East and south east London residents are prepared for a battle over London City Airport

30.7.2008   (Fight the Flights press release)

London Borough of Newham Meet To Decide London City Airports Application to Expand
Flights
 
London City Airport’s (LCA)  application to expand flights by 50% to 120,000 flights
per year is to be considered by the London Borough of Newham   (LB Newham) today,
30th July at Stratford Town Hall.   Fight the Flights, campaigners  and local residents
will be present to voice their concerns and request  a public inquiry into the
application.
The Case Officer has recommended approval, despite an unprecedented amount of
objections received by the council and  the  opinion  that the application is deeply
flawed  by the estimated evidence it uses for noise levels and employment figures
which can only be viewed with scepticism.
Campaigners and residents  are furious that no actual, reliable noise data has
been collected by the  airport for over 6 years, despite it being a requirement
of the Section 106.  
This makes   a mockery of claims by the airport, and the London Borough of Newham  that  LCA
has to operate within ‘strict controls’.   Neither LB Newham nor LCA have made
any effort to take accurate, reliable and consistent noise readings for the purpose
of this application.   Residents are already paying the price  with the introduction
of more  noisier jet planes operating out of LCA.  
A 50% increase in flights will mean a 50% increase in noise and  will  make the
areas in and around the airport unliveable due to the noise  and air pollution.
In addition  LCA currently claim to have ‘created’ over 2,000 jobs and claim they
will ‘create’ a 1,000 more.   We find this claim to be purposely misleading.  
The airport in reality directly employs just over 400 people. The other jobs
added on to this figure are those in the local community which LCA claims to have
created by it’s presence in East London whilst overlooking the effect of other
businesses such as the ExCel Centre on surrounding job growth.  Job growth is
not guaranteed, and LCA have failed to provide LB Newham with annual  evidence
of how many Newham residents they actually employ which again was a requirement
of the last planning approval.
If  Newham Planning Committee approve the 50% increase in flights  at today’s meeting  they
will be sentencing  46,000 additional residents to excessively high noise levels
in the most densely populated area of England,  on the basis of flawed data.    The
noise management programme which the LB Newham advise residents will insulate
homes against the effects of the increase of noise does not extend to any properties
built or given planning permission after 1997 due to building regulations from
that time.
Fight the Flights will continue to look to the Government Office for London (GOL)  and
the Secretary of State to ‘call in’ the application and instruct a public inquiry.  

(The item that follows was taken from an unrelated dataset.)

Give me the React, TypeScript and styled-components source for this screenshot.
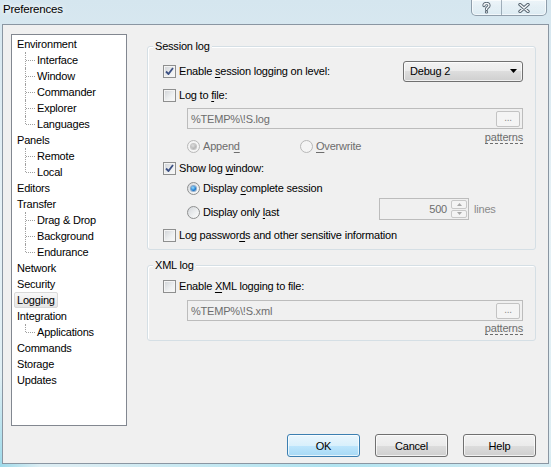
import React from 'react';
import styled, {createGlobalStyle, css} from 'styled-components';

const uiFont = "'Liberation Sans', Arial, sans-serif";

const GlobalStyle = createGlobalStyle`
  html, body {
    margin: 0;
    padding: 0;
  }
  body {
    width: 551px;
    height: 467px;
    overflow: hidden;
    font-family: ${uiFont};
    font-size: 11px;
    letter-spacing: -0.2px;
    color: #000;
  }
  u {
    text-decoration-thickness: 1px;
    text-underline-offset: 2px;
  }
`;

const Window = styled.div`
  width: 551px;
  height: 467px;
  display: flex;
  flex-direction: column;
  background:
    radial-gradient(ellipse 40px 90px at 0% 100%, #9edaea 0%, rgba(158, 218, 234, 0) 100%),
    radial-gradient(ellipse 260px 30px at 60% 100%, rgba(170, 226, 240, 0.9) 0%, rgba(170, 226, 240, 0) 100%),
    linear-gradient(180deg, #d5e6ef 0%, #e6f1f6 45%, #dcedf3 100%);
`;

const TitleBar = styled.div`
  height: 24px;
  flex: 0 0 24px;
  display: flex;
  justify-content: space-between;
  align-items: flex-start;
  padding-left: 3px;
  box-sizing: border-box;
`;

const Title = styled.div`
  line-height: 19px;
  font-size: 11.5px;
  text-shadow: 0 0 5px #fff, 0 0 8px #fff;
`;

const CaptionButtons = styled.div`
  display: flex;
  margin-right: 4px;
  height: 15px;
  border: 1px solid rgba(70, 90, 110, 0.55);
  border-top: none;
  border-radius: 0 0 5px 5px;
  overflow: hidden;
  background: linear-gradient(180deg, rgba(255, 255, 255, 0.55), rgba(225, 238, 245, 0.6));
  box-shadow: inset 0 0 0 1px rgba(255, 255, 255, 0.6);
`;

const CaptionButton = styled.div<{$width: number}>`
  width: ${(p) => p.$width}px;
  display: flex;
  align-items: center;
  justify-content: center;
  & + & {
    border-left: 1px solid rgba(70, 90, 110, 0.45);
  }
`;

const Panel = styled.div`
  margin-left: 2px;
  width: 547px;
  height: 440px;
  box-sizing: border-box;
  border: 1px solid #8a96a2;
  background: #f0f0f0;
  padding: 9px 12px 6px 8px;
  display: flex;
  flex-direction: column;
`;

const Body = styled.div`
  display: flex;
  height: 392px;
`;

const Tree = styled.div`
  width: 116px;
  height: 392px;
  box-sizing: border-box;
  border: 1px solid #828790;
  background: #fff;
  padding-top: 1px;
`;

const TreeRow = styled.div<{$child?: boolean; $last?: boolean}>`
  position: relative;
  height: 16px;
  display: flex;
  align-items: center;
  padding-left: ${(p) => (p.$child ? 20 : 0)}px;
  ${(p) =>
    p.$child &&
    css`
      &::before {
        content: '';
        position: absolute;
        left: 13px;
        top: 0;
        height: ${p.$last ? 8 : 16}px;
        border-left: 1px dotted #a0a0a0;
      }
      &::after {
        content: '';
        position: absolute;
        left: 14px;
        top: 8px;
        width: 9px;
        border-top: 1px dotted #a0a0a0;
      }
    `}
`;

const TreeLabel = styled.span<{$selected?: boolean}>`
  margin-left: 2px;
  padding: 0 2px;
  height: 16px;
  line-height: 14px;
  box-sizing: border-box;
  border: 1px solid transparent;
  border-radius: 2px;
  white-space: nowrap;
  ${(p) =>
    p.$selected &&
    css`
      background: linear-gradient(180deg, #f8f8f8, #e5e5e5);
      border-color: #d9d9d9;
    `}
`;

const Pages = styled.div`
  margin-left: 20px;
  width: 389px;
  display: flex;
  flex-direction: column;
`;

const Group = styled.div<{$mt: number; $pb: number}>`
  position: relative;
  margin-top: ${(p) => p.$mt}px;
  padding: 0 12px ${(p) => p.$pb}px 15px;
  border: 1px solid #d5dfe5;
  border-radius: 3px;
  box-shadow: inset 1px 1px 0 #fff;
  display: flex;
  flex-direction: column;
`;

const Legend = styled.div`
  position: absolute;
  top: -7px;
  left: 5px;
  padding: 0 2px;
  line-height: 13px;
  background: #f0f0f0;
`;

const Row = styled.div<{$mt: number; $h: number; $indent?: number; $end?: boolean}>`
  display: flex;
  align-items: center;
  height: ${(p) => p.$h}px;
  margin-top: ${(p) => p.$mt}px;
  padding-left: ${(p) => p.$indent ?? 0}px;
  justify-content: ${(p) => (p.$end ? 'flex-end' : 'flex-start')};
`;

const Label = styled.span<{$disabled?: boolean}>`
  margin-left: 3px;
  line-height: 14px;
  white-space: nowrap;
  color: ${(p) => (p.$disabled ? '#6d6d6d' : '#000')};
`;

const CheckBox = styled.span`
  width: 13px;
  height: 13px;
  flex: 0 0 13px;
  box-sizing: border-box;
  border: 1px solid #8e8f8f;
  background: linear-gradient(135deg, #cfd2d6 0%, #eef0f1 60%, #f8f8f8 100%);
  box-shadow: inset 0 0 0 1px #f4f4f4;
  display: flex;
  align-items: center;
  justify-content: center;
`;

const RadioCircle = styled.span<{$disabled?: boolean}>`
  width: 13px;
  height: 13px;
  flex: 0 0 13px;
  box-sizing: border-box;
  border-radius: 50%;
  border: 1px solid ${(p) => (p.$disabled ? '#b8b8b8' : '#8e8f8f')};
  background: ${(p) =>
    p.$disabled ? '#f4f4f4' : 'linear-gradient(135deg, #d3d6da 0%, #eef0f1 60%, #fbfbfb 100%)'};
  display: flex;
  align-items: center;
  justify-content: center;
`;

const RadioDot = styled.span<{$disabled?: boolean}>`
  width: 5px;
  height: 5px;
  border-radius: 50%;
  background: ${(p) =>
    p.$disabled
      ? 'radial-gradient(circle at 40% 35%, #e0e0e0 0%, #9a9a9a 100%)'
      : 'radial-gradient(circle at 40% 35%, #9ee0ff 0%, #1a7ad0 60%, #0c4f94 100%)'};
  box-shadow: 0 0 0 1px ${(p) => (p.$disabled ? 'rgba(150,150,150,0.5)' : 'rgba(30,90,160,0.45)')};
`;

const RadioItem = styled.span<{$width?: number; $bottom?: boolean}>`
  display: flex;
  align-items: center;
  height: 16px;
  ${(p) => p.$width && `width: ${p.$width}px; flex: 0 0 ${p.$width}px;`}
  ${(p) => p.$bottom && 'align-self: flex-end;'}
`;

const ComboBox = styled.div`
  margin-left: auto;
  width: 120px;
  height: 21px;
  box-sizing: border-box;
  border: 1px solid #707070;
  border-radius: 3px;
  background: linear-gradient(180deg, #f2f2f2 0%, #ebebeb 50%, #dddddd 50%, #cfcfcf 100%);
  box-shadow: inset 0 0 0 1px rgba(255, 255, 255, 0.7);
  display: flex;
  align-items: center;
  justify-content: space-between;
  padding: 0 5px 0 6px;
`;

const Edit = styled.div<{$mt: number}>`
  margin-top: ${(p) => p.$mt}px;
  margin-left: 24px;
  height: 21px;
  box-sizing: border-box;
  border: 1px solid #bcbcbc;
  background: #f0f0f0;
  display: flex;
  align-items: center;
  padding: 0 2px 0 3px;
  color: #6d6d6d;
`;

const EditText = styled.span`
  flex: 1;
  line-height: 14px;
`;

const BrowseButton = styled.span`
  width: 24px;
  height: 16px;
  box-sizing: border-box;
  border: 1px solid #c3c3c3;
  border-radius: 2px;
  background: #f4f4f4;
  color: #8a8a8a;
  line-height: 12px;
  text-align: center;
  font-size: 10px;
`;

const Patterns = styled.span`
  line-height: 12px;
  color: #6d6d6d;
  border-bottom: 1px dashed #6d6d6d;
`;

const SpinEdit = styled.div`
  width: 90px;
  height: 22px;
  box-sizing: border-box;
  border: 1px solid #bcbcbc;
  background: #f0f0f0;
  display: flex;
  align-items: stretch;
  color: #6d6d6d;
`;

const SpinText = styled.span`
  flex: 1;
  text-align: right;
  padding-right: 4px;
  line-height: 20px;
`;

const SpinButtons = styled.span`
  width: 16px;
  margin: 1px 1px 1px 0;
  display: flex;
  flex-direction: column;
  gap: 1px;
`;

const SpinButton = styled.span`
  flex: 1;
  border: 1px solid #c8c8c8;
  border-radius: 2px;
  background: #f4f4f4;
  display: flex;
  align-items: center;
  justify-content: center;
`;

const Hint = styled.span`
  margin-left: 5px;
  color: #8a8a8a;
`;

const ButtonRow = styled.div`
  display: flex;
  justify-content: flex-end;
  gap: 15px;
  margin-top: 8px;
`;

const Button = styled.button<{$default?: boolean}>`
  width: 73px;
  height: 23px;
  padding: 0;
  font-family: ${uiFont};
  font-size: 11px;
  letter-spacing: -0.2px;
  color: #000;
  border-radius: 3px;
  border: 1px solid ${(p) => (p.$default ? '#3c7fb1' : '#707070')};
  background: ${(p) =>
    p.$default
      ? 'linear-gradient(180deg, #eaf6fd 0%, #d9f0fc 50%, #bee6fd 50%, #a7d9f5 100%)'
      : 'linear-gradient(180deg, #f2f2f2 0%, #ebebeb 50%, #dddddd 50%, #cfcfcf 100%)'};
  box-shadow: inset 0 0 0 1px rgba(255, 255, 255, 0.7);
`;

const CheckMark = () => (
  <svg width="9" height="9" viewBox="0 0 9 9">
    <path d="M1 4.5 L3.5 7 L8 1" fill="none" stroke="#3d5184" strokeWidth="1.8" strokeLinejoin="round" />
  </svg>
);

const Check = ({checked}: {checked?: boolean}) => <CheckBox>{checked && <CheckMark />}</CheckBox>;

const Radio = ({checked, disabled}: {checked?: boolean; disabled?: boolean}) => (
  <RadioCircle $disabled={disabled}>{checked && <RadioDot $disabled={disabled} />}</RadioCircle>
);

const HelpGlyph = () => (
  <svg width="9" height="12" viewBox="0 0 9 12">
    <g fill="none" strokeLinecap="round">
      <path d="M2 3.6 C2 0.8 7 0.8 7 3.4 C7 5.4 4.5 5.2 4.5 7.4" stroke="#55636f" strokeWidth="3.2" />
      <path d="M2 3.6 C2 0.8 7 0.8 7 3.4 C7 5.4 4.5 5.2 4.5 7.4" stroke="#f4f7f9" strokeWidth="1.4" />
    </g>
    <circle cx="4.5" cy="10" r="1.6" fill="#55636f" />
    <circle cx="4.5" cy="10" r="0.7" fill="#f4f7f9" />
  </svg>
);

const CloseGlyph = () => (
  <svg width="12" height="10" viewBox="0 0 12 10">
    <path d="M2 1.5 L10 8.5 M10 1.5 L2 8.5" stroke="#55636f" strokeWidth="3.4" strokeLinecap="round" />
    <path d="M2 1.5 L10 8.5 M10 1.5 L2 8.5" stroke="#f4f7f9" strokeWidth="1.5" strokeLinecap="round" />
  </svg>
);

const ComboArrow = () => (
  <svg width="7" height="4" viewBox="0 0 7 4">
    <path d="M0 0 H7 L3.5 4 Z" fill="#000" />
  </svg>
);

const SpinArrow = ({up}: {up?: boolean}) => (
  <svg width="5" height="3" viewBox="0 0 5 3">
    <path d={up ? 'M0 3 H5 L2.5 0 Z' : 'M0 0 H5 L2.5 3 Z'} fill="#a8a8a8" />
  </svg>
);

interface TreeNode {
  label: string;
  selected?: boolean;
  children?: string[];
}

const tree: TreeNode[] = [
  {label: 'Environment', children: ['Interface', 'Window', 'Commander', 'Explorer', 'Languages']},
  {label: 'Panels', children: ['Remote', 'Local']},
  {label: 'Editors'},
  {label: 'Transfer', children: ['Drag & Drop', 'Background', 'Endurance']},
  {label: 'Network'},
  {label: 'Security'},
  {label: 'Logging', selected: true},
  {label: 'Integration', children: ['Applications']},
  {label: 'Commands'},
  {label: 'Storage'},
  {label: 'Updates'},
];

const PageTree = () => (
  <Tree>
    {tree.map((node) => (
      <React.Fragment key={node.label}>
        <TreeRow>
          <TreeLabel $selected={node.selected}>{node.label}</TreeLabel>
        </TreeRow>
        {node.children?.map((child, i) => (
          <TreeRow key={child} $child $last={i === node.children!.length - 1}>
            <TreeLabel>{child}</TreeLabel>
          </TreeRow>
        ))}
      </React.Fragment>
    ))}
  </Tree>
);

const FileEdit = ({value, mt}: {value: string; mt: number}) => (
  <Edit $mt={mt}>
    <EditText>{value}</EditText>
    <BrowseButton>...</BrowseButton>
  </Edit>
);

export default function App() {
  return (
    <Window>
      <GlobalStyle />
      <TitleBar>
        <Title>Preferences</Title>
        <CaptionButtons>
          <CaptionButton $width={29}>
            <HelpGlyph />
          </CaptionButton>
          <CaptionButton $width={44}>
            <CloseGlyph />
          </CaptionButton>
        </CaptionButtons>
      </TitleBar>

      <Panel>
        <Body>
          <PageTree />
          <Pages>
            <Group $mt={12} $pb={6}>
              <Legend>Session log</Legend>
              <Row $mt={14} $h={20}>
                <Check checked />
                <Label>
                  Enable <u>s</u>ession logging on level:
                </Label>
                <ComboBox>
                  <span>Debug 2</span>
                  <ComboArrow />
                </ComboBox>
              </Row>
              <Row $mt={6} $h={16}>
                <Check />
                <Label>
                  Log to <u>f</u>ile:
                </Label>
              </Row>
              <FileEdit value="%TEMP%\!S.log" mt={5} />
              <Row $mt={2} $h={13} $end>
                <Patterns>patterns</Patterns>
              </Row>
              <Row $mt={-6} $h={16} $indent={24}>
                <RadioItem $width={113}>
                  <Radio checked disabled />
                  <Label $disabled>
                    Appen<u>d</u>
                  </Label>
                </RadioItem>
                <RadioItem>
                  <Radio disabled />
                  <Label $disabled>
                    <u>O</u>verwrite
                  </Label>
                </RadioItem>
              </Row>
              <Row $mt={6} $h={16}>
                <Check checked />
                <Label>
                  Show log <u>w</u>indow:
                </Label>
              </Row>
              <Row $mt={4} $h={16} $indent={24}>
                <Radio checked />
                <Label>
                  Display <u>c</u>omplete session
                </Label>
              </Row>
              <Row $mt={2} $h={22} $indent={24}>
                <RadioItem $width={192} $bottom>
                  <Radio />
                  <Label>
                    Display only <u>l</u>ast
                  </Label>
                </RadioItem>
                <SpinEdit>
                  <SpinText>500</SpinText>
                  <SpinButtons>
                    <SpinButton>
                      <SpinArrow up />
                    </SpinButton>
                    <SpinButton>
                      <SpinArrow />
                    </SpinButton>
                  </SpinButtons>
                </SpinEdit>
                <Hint>lines</Hint>
              </Row>
              <Row $mt={7} $h={16}>
                <Check />
                <Label>
                  Log passwor<u>d</u>s and other sensitive information
                </Label>
              </Row>
            </Group>

            <Group $mt={15} $pb={5}>
              <Legend>XML log</Legend>
              <Row $mt={12} $h={16}>
                <Check />
                <Label>
                  Enable <u>X</u>ML logging to file:
                </Label>
              </Row>
              <FileEdit value="%TEMP%\!S.xml" mt={6} />
              <Row $mt={1} $h={13} $end>
                <Patterns>patterns</Patterns>
              </Row>
            </Group>
          </Pages>
        </Body>

        <ButtonRow>
          <Button $default>OK</Button>
          <Button>Cancel</Button>
          <Button>Help</Button>
        </ButtonRow>
      </Panel>
    </Window>
  );
}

GOL are currently monitoring the application and will be making a decision  in
the coming weeks.
Campaigners are not ruling out following the plans of the Heathrow protestors
and  will consider other  ways to get Newham Council and the Government to  listen
and respond, such as taking direct action  if they continue to feel that their
concerns are not being  taken seriously.  
Notes to Editors
1. Fight the Flights is a coalition group of resident campaigners from across
the boroughs in South and East London who are objecting to the expansion of flights
from London City Airport.
2. London City Airport wish to increase flights to 120,000 this year and to 176,000
in their next application. This is part of the airport’s masterplan.
3. LCA is situated in Newham,  the most densely populated area in the country,
in the middle of the regeneration areas for  1000s of new home to be built under
the Thames Gateway plan.   It also  has the highest levels of mortality in under
30s with asthma in the country, the worst housing shortage of the London Boroughs,
and is the second most socially deprived borough in England.
4. LB Newham has consistently failed to  enforce the Section 106 conditions which
were applied to the airport at the time of the  last planning application.   A formal
complaint has been submitted by a resident on this issue and the Council have
admitted their failure to enforce the section 106.